What Anne and Joe fail to note is that deduplication is itself a primitive process, especially where e-mail is concerned. All deduplication is performed by comparing “hash values” – numerical “fingerprints” calculated by examining the file and its wrapper on the storage medium. The computer calculates the hash value by factoring in every character and pixel in the file (visible and invisible), all of the metadata, the file size, and in some cases even the location of the file on the storage medium. Like human fingerprints, it’s rare (though not impossible) to find different files with the same hash; for nearly all purposes, therefore, each hash value is unique unless the files are exact copies. The processing software then compares hash values and, where it finds a match, flags or discards the duplicate.

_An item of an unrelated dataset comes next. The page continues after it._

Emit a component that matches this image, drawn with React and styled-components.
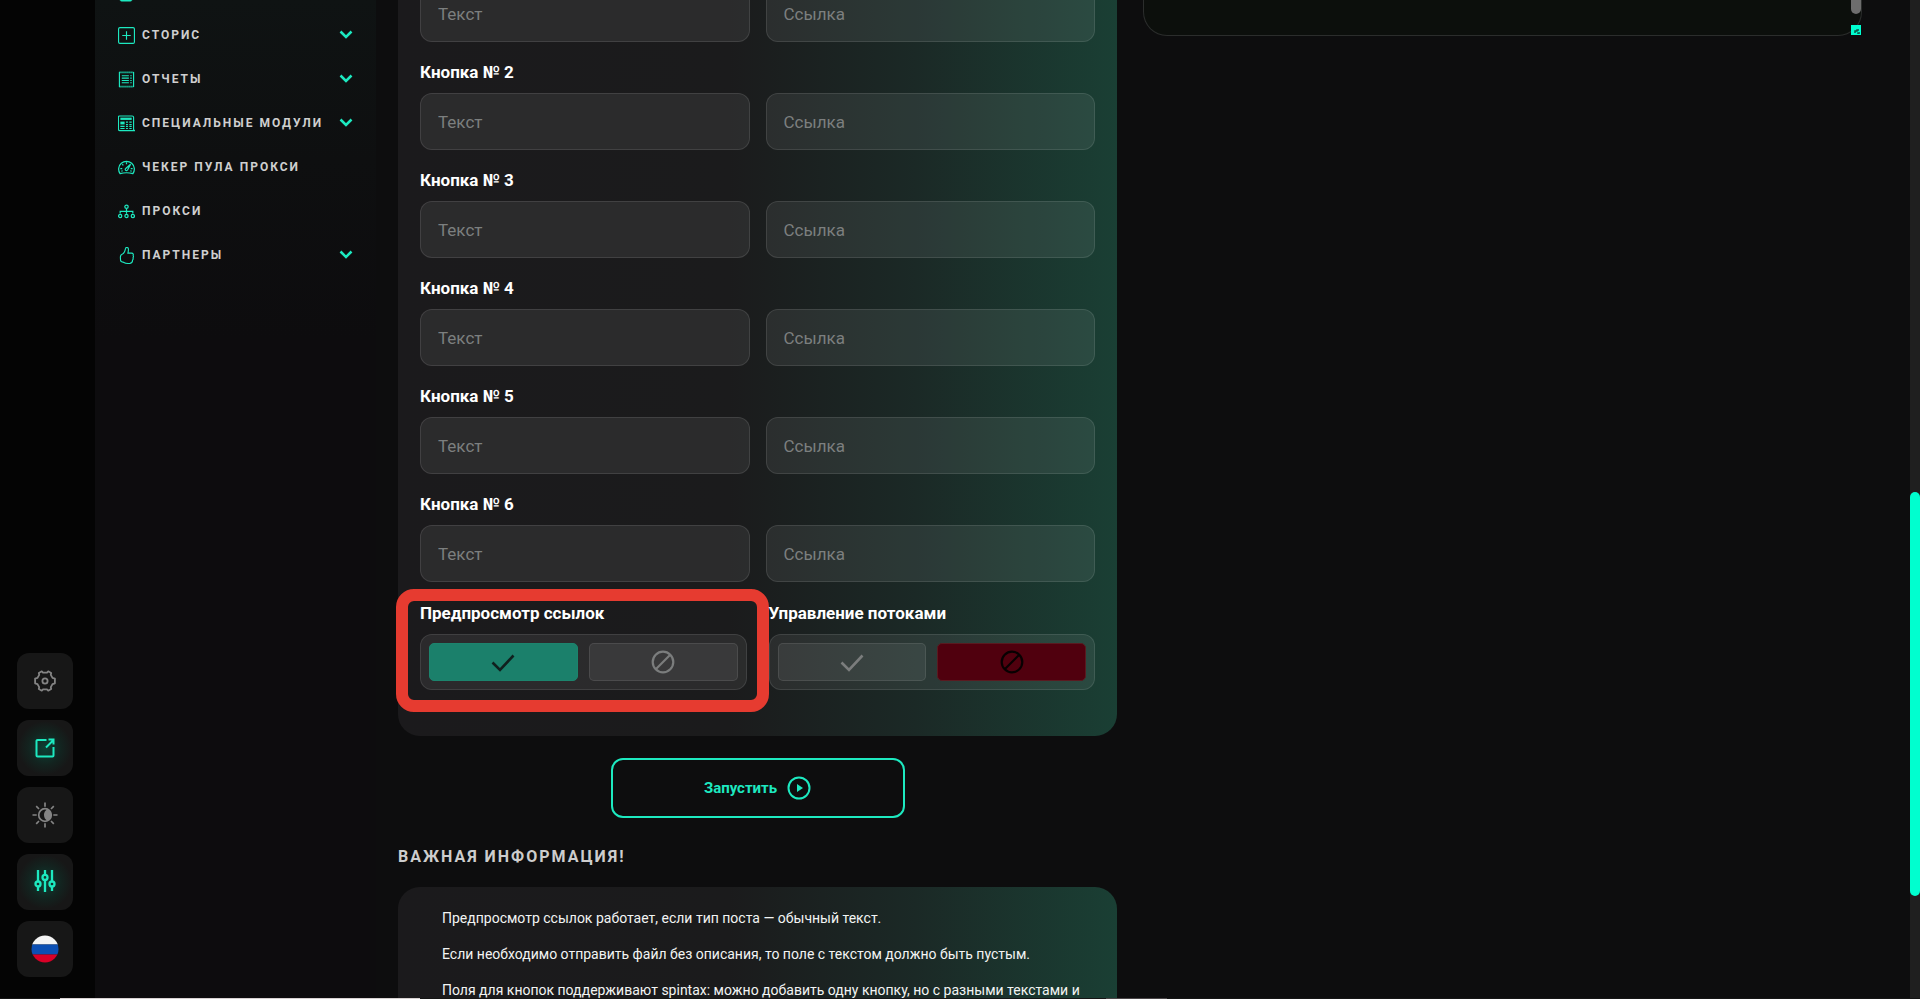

This process works fine for files. It doesn’t work so well for e-mails. Because there are so many different formats in which e-mails can be stored, exported, attached, nested, etc., e-mail hash values are calculated based on content properties such as the subject, body text, attachment count and attachment names, and the e-mail date. The e-mail hash can also be calculated by including addressee information: sender, recipients, CC and BCC. The problem is that, depending upon which properties are used to calculate the hash, the same e-mail on two different platforms (say, Microsoft Outlook and Lotus Notes) may end up with very different hash values.
Outlook and Lotus Notes, the two most popular desktop e-mail systems, have different ways of storing addressee information. As a result, it has been our experience that, if addressee properties are included in calculating the hash values, the exact same e-mail will usually have a different hash value for each platform. Different hash values mean duplicates go unrecognized.
There are many, many companies that use some flavor of both Outlook and Lotus Notes for some, if not all, of their custodians. The upshot is that it’s quite easy to attempt and fail to deduplicate e-mails across custodians under such circumstances. I’m therefore leery of buying into the blanket statement that overproduction of e-mails, by producing too many copies of the same e-mail, is necessarily an ethical violation.